菅野よう子(坂本日菜 編曲):花は咲く ―ソプラノとベビーオルガンのための―
E.エルガー:行進曲 《威風堂々》 第1番 ニ長調
リードオルガン/宇内千晴、アコーディオン/早川幸子

雅楽古典曲 《黄鐘調調子》 《越天楽》
笙/早川幸子

アメイジング・グレイス
笙/早川幸子、パイプオルガン/三浦はつみ

W. B.ブラッドベリー:主われを愛す(讃美歌)
リードオルガン/宇内千晴

W. ボルコム:ゴスペル・プレリュード 「主、われを愛す」
J. S. バッハ:ピエスドルグ ト長調 BWV 572
パイプオルガン/三浦はつみ

今年のフェリスホール・オルガンコンサートは、これまではちょっと違う方向性を示していた。すなわちオルガンを出発点としつつも、オルガンと構造的に共通点がある楽器を一同に介して楽しむ企画といえるだろうか。例えば空気を送りこむ点と鍵盤がトリガーになっている点はオルガンと似ているけれども音を出す機構に違いがあるリードオルガン、そしてそこからさらに発展させて、アコーディオンや笙も舞台に乗せるというもの。作品も様々で、北ドイツオルガン楽派のブルーンスからシャンソン、東日本大震災の復興ソング、雅楽、讃美歌、そして最後にバッハのオルガン作品など、既存の「クラシック」に囚われない楽しい内容だった。

宇内先生によるブルーンス作品の後、三浦先生が「かっこうオルガン」という2つの音のみが出せる、ふいごと鍵盤のみに特化したモデルみたいなものを使って、オルガンの音がでる原理を分かりやすく解説されていた(演奏会室の長澤さんが小さなカメラを使って楽器にズームアップし、その映像をステージ奥のスクリーンに投影するというグッドアイディア!)。一応文献の上で、文字の上では楽器のことはわかっていても、実際に簡素ながらも音の出る仕組みがとても分かりやすかった。

リードオルガンの場合も、実際に使われているリードそのものを宇内先生が提示され、金属リードがとても小さいということもわかったし、実はリードオルガンの場合は、息を吸ったときに音が出ると言うことも初めて分かった。アコーディオンの場合の左手の様々なボタンと言うものを、どうやって手探りの状態で探すのかということであったが、ボタンのいくつかは見えなくても印がついているものがあったり、少々凹んでいたり(?)というのが面白かった。とはいえ左手は結構難しそうで、曲の途中に転調がある曲などは正しい調にさっと移動するのが難しそうだなと思った。
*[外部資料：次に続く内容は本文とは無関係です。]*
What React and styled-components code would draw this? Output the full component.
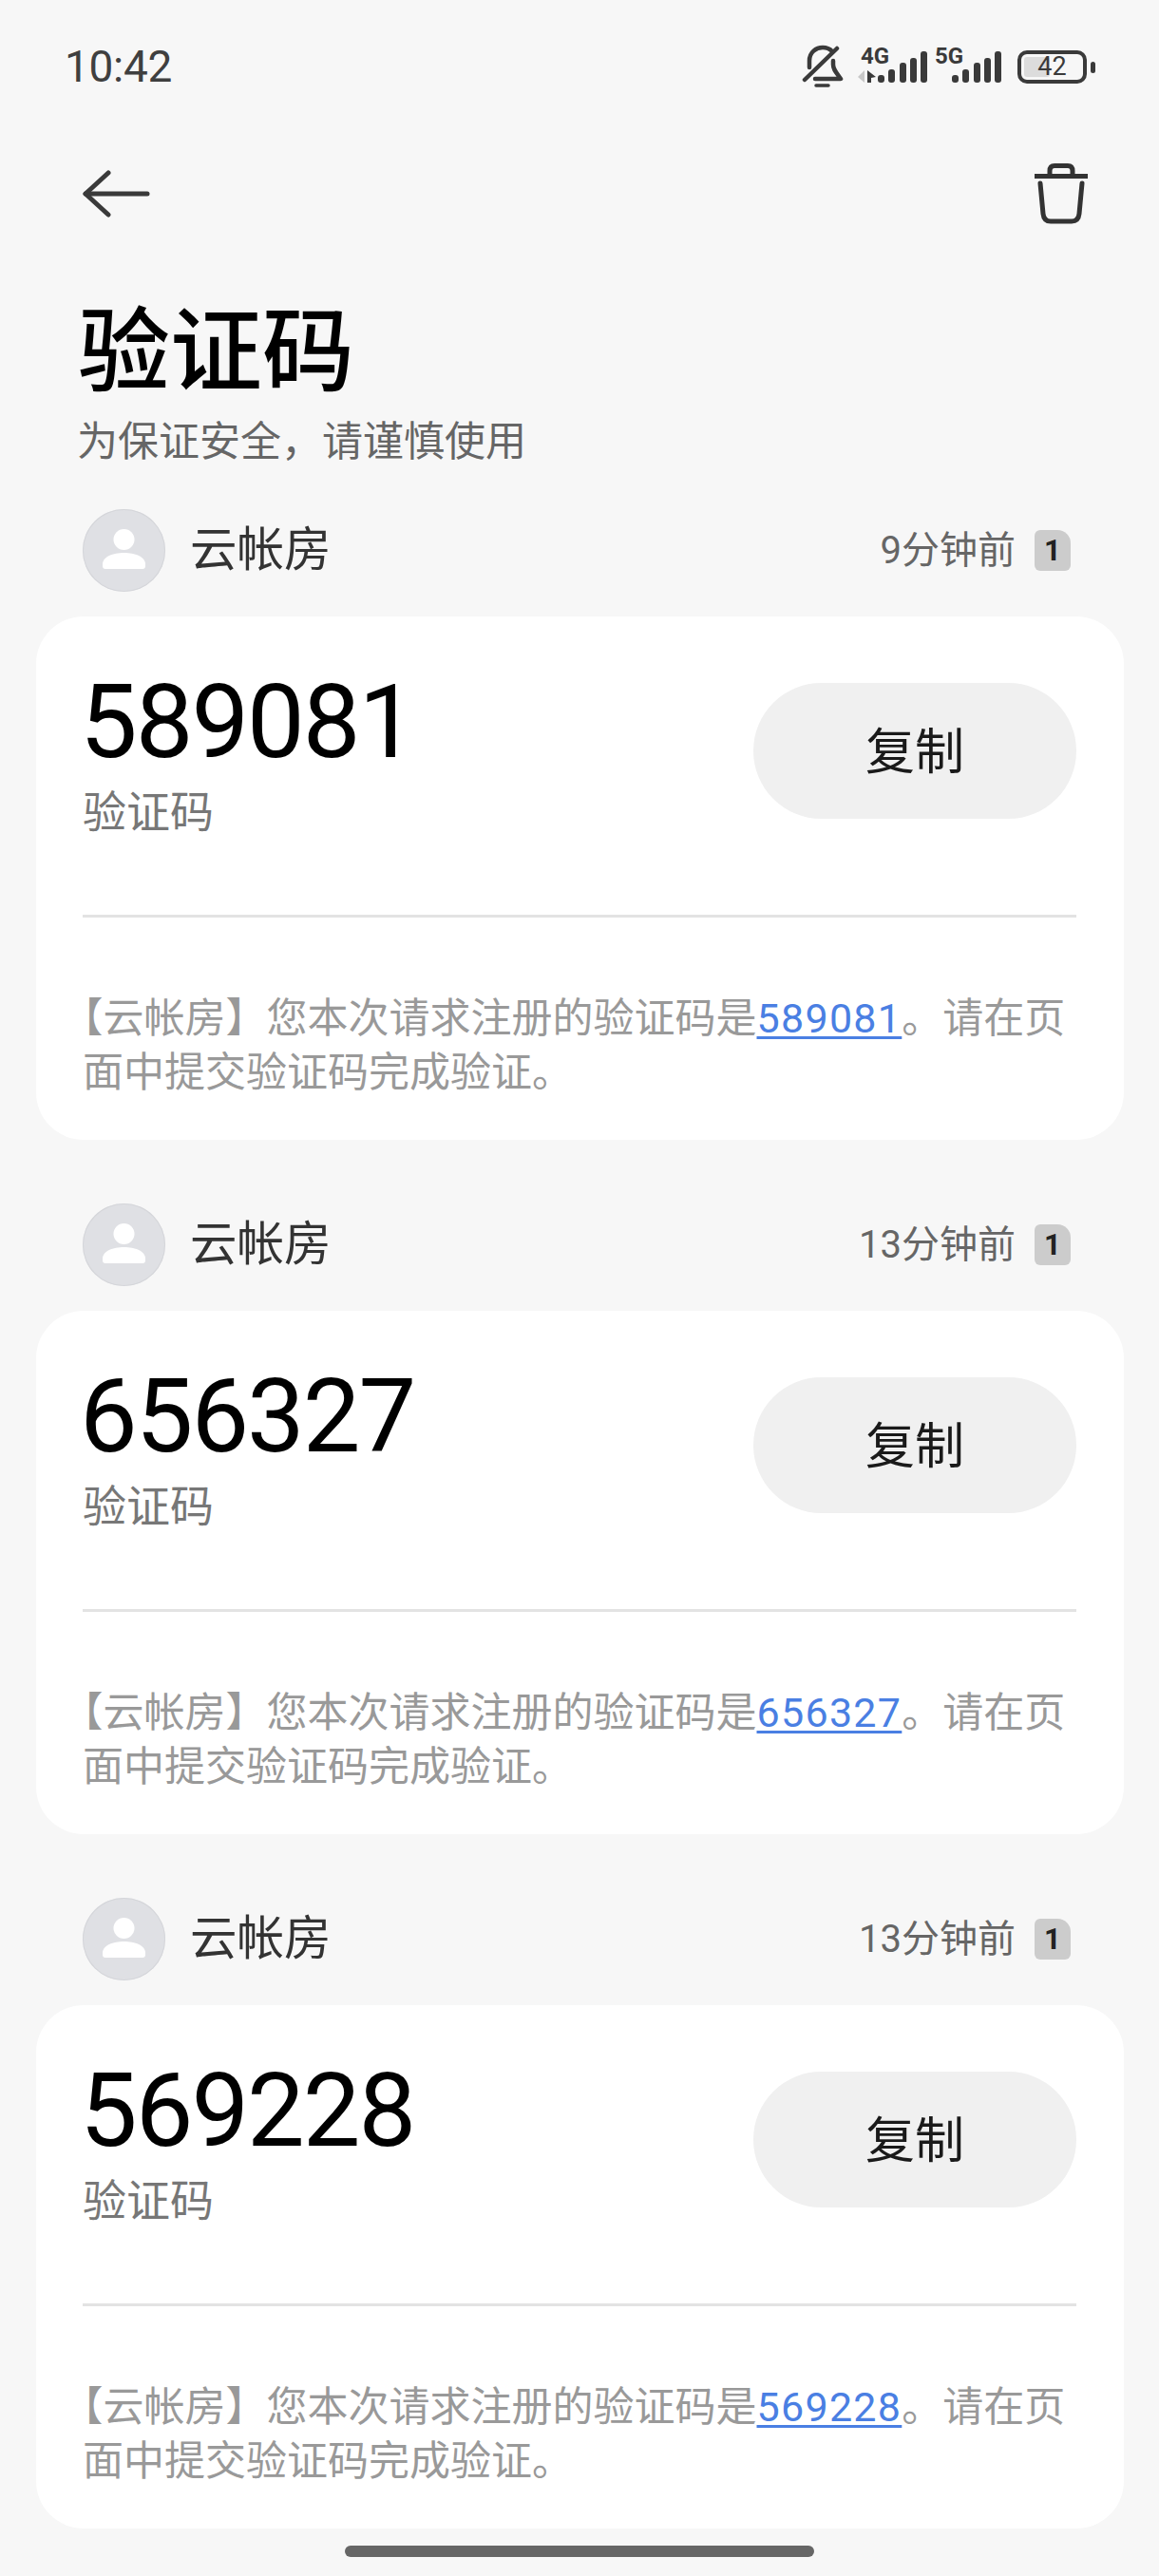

笙とオルガンの合奏は特に面白く、曲も《アメイジング・グレイス》であり、これはバグパイプでも演奏する曲だと思うのだけれども、三浦先生がオルガンの、バグパイプっぽくなるストップを使われていて、それがとても面白かったのと、笙とオルガンとの両者の音量についても絶妙なバランスだった。また笙が醸し出す和音と西洋由来のオルガンが生み出す和声のあり方が微妙に違っていのが、かえって興味深く、不思議な合奏に見えたのが、とても印象的だった。

コンサートは終始和やかな雰囲気で、多くのお客さんが来られていた。個人的には私の後ろの列の方が演奏中にお話を始めていたのが、やや残念。楽しいコンサートであるのでリラックスされているのだろうが、やはり話し声は演奏を楽しみたい人には気になるだろう。視線をこの方たちに向けている人もいらっしゃった。

なお、昨年度に引き続き、今年のオルガンコンサートも、私がプログラム・ノートを執筆した。昨年の「オルガンコンサート」はリストのオルガン作品を核としてピアノ曲も含めた重厚な内容でとても勉強になった。演奏をされた三浦先生や宇内先生からそのプログラム・ノートの内容を評価いただき恐縮至極であるが、本年度も書かせていただくことになった。しかも今回は企画内容を尊重し、演奏曲目そのものよりも楽器に重点を内容をご希望いただいた。そのおかげで、リード・オルガンやアコーディオン、笙の楽器構造や歴史について、おおいに勉強になった。また早川先生には執筆のための参考資料もご提供いただき、感謝申し上げたい。



ちなみに今日の午前中は、研究室で仕事用の書類を探していた。アメリカ音楽を扱いながらも、どうしても音楽以外の書籍に手を出さざるを得なくなり、ちょうど探していたテーマに即した、アメリカ思想史(文化史)の関係の本がうまく見つかってとても良かった。ただこれを今後もう少し読み込んでいかないといけないとも思うので、そこは大変かもしれない。